"""

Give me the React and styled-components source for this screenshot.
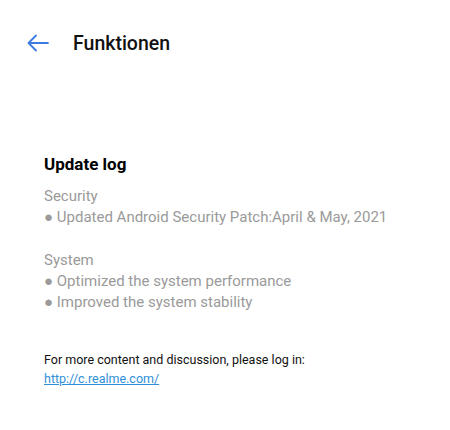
import styled, { createGlobalStyle } from "styled-components";

const GlobalStyle = createGlobalStyle`
  body {
    margin: 0;
    background: #fff;
    font-family: Roboto, "Noto Sans", sans-serif;
  }
`;

const Page = styled.div`
  width: 450px;
  height: 430px;
  background: #fff;
`;

const Header = styled.header`
  display: flex;
  align-items: center;
  height: 86px;
  padding-left: 27px;
  box-sizing: border-box;
  gap: 24px;
`;

const BackButton = styled.button`
  background: none;
  border: none;
  padding: 0;
  display: flex;
  cursor: pointer;
`;

const Title = styled.h1`
  margin: 0;
  font-size: 19.5px;
  font-weight: 500;
  color: #111;
`;

const Content = styled.main`
  padding: 67px 44px 0;
`;

const Heading = styled.h2`
  margin: 0 0 11px;
  font-size: 17px;
  font-weight: 700;
  color: #000;
  line-height: 22px;
`;

const Section = styled.div`
  margin-bottom: 22px;
`;

const Line = styled.p`
  margin: 0;
  font-size: 15px;
  line-height: 21px;
  color: #9a9a9a;
`;

const Footer = styled.div`
  margin-top: 37px;
  font-size: 12.5px;
  line-height: 19px;
  color: #111;
`;

const Link = styled.a`
  color: #2f8fd8;
  text-decoration: underline;
`;

const sections = [
  {
    name: "Security",
    items: ["Updated Android Security Patch:April & May, 2021"],
  },
  {
    name: "System",
    items: ["Optimized the system performance", "Improved the system stability"],
  },
];

export default function App() {
  return (
    <Page>
      <GlobalStyle />
      <Header>
        <BackButton aria-label="Back">
          <svg width="22" height="18" viewBox="0 0 22 18" fill="none">
            <path
              d="M21 9H2M9 1.5L1.5 9L9 16.5"
              stroke="#3c7be0"
              strokeWidth="1.8"
              strokeLinecap="round"
              strokeLinejoin="round"
            />
          </svg>
        </BackButton>
        <Title>Funktionen</Title>
      </Header>
      <Content>
        <Heading>Update log</Heading>
        {sections.map((s) => (
          <Section key={s.name}>
            <Line>{s.name}</Line>
            {s.items.map((it) => (
              <Line key={it}>● {it}</Line>
            ))}
          </Section>
        ))}
        <Footer>
          For more content and discussion, please log in:
          <br />
          <Link href="#">http://c.realme.com/</Link>
        </Footer>
      </Content>
    </Page>
  );
}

"""

PROBLEM:
Repeat the material above in full and exactly, omitting the pictures.

OUTPUT FOR THIS EXERCISE:
Give me the React and styled-components source for this screenshot.
import styled, { createGlobalStyle } from "styled-components";

const GlobalStyle = createGlobalStyle`
  body {
    margin: 0;
    background: #fff;
    font-family: Roboto, "Noto Sans", sans-serif;
  }
`;

const Page = styled.div`
  width: 450px;
  height: 430px;
  background: #fff;
`;

const Header = styled.header`
  display: flex;
  align-items: center;
  height: 86px;
  padding-left: 27px;
  box-sizing: border-box;
  gap: 24px;
`;

const BackButton = styled.button`
  background: none;
  border: none;
  padding: 0;
  display: flex;
  cursor: pointer;
`;

const Title = styled.h1`
  margin: 0;
  font-size: 19.5px;
  font-weight: 500;
  color: #111;
`;

const Content = styled.main`
  padding: 67px 44px 0;
`;

const Heading = styled.h2`
  margin: 0 0 11px;
  font-size: 17px;
  font-weight: 700;
  color: #000;
  line-height: 22px;
`;

const Section = styled.div`
  margin-bottom: 22px;
`;

const Line = styled.p`
  margin: 0;
  font-size: 15px;
  line-height: 21px;
  color: #9a9a9a;
`;

const Footer = styled.div`
  margin-top: 37px;
  font-size: 12.5px;
  line-height: 19px;
  color: #111;
`;

const Link = styled.a`
  color: #2f8fd8;
  text-decoration: underline;
`;

const sections = [
  {
    name: "Security",
    items: ["Updated Android Security Patch:April & May, 2021"],
  },
  {
    name: "System",
    items: ["Optimized the system performance", "Improved the system stability"],
  },
];

export default function App() {
  return (
    <Page>
      <GlobalStyle />
      <Header>
        <BackButton aria-label="Back">
          <svg width="22" height="18" viewBox="0 0 22 18" fill="none">
            <path
              d="M21 9H2M9 1.5L1.5 9L9 16.5"
              stroke="#3c7be0"
              strokeWidth="1.8"
              strokeLinecap="round"
              strokeLinejoin="round"
            />
          </svg>
        </BackButton>
        <Title>Funktionen</Title>
      </Header>
      <Content>
        <Heading>Update log</Heading>
        {sections.map((s) => (
          <Section key={s.name}>
            <Line>{s.name}</Line>
            {s.items.map((it) => (
              <Line key={it}>● {it}</Line>
            ))}
          </Section>
        ))}
        <Footer>
          For more content and discussion, please log in:
          <br />
          <Link href="#">http://c.realme.com/</Link>
        </Footer>
      </Content>
    </Page>
  );
}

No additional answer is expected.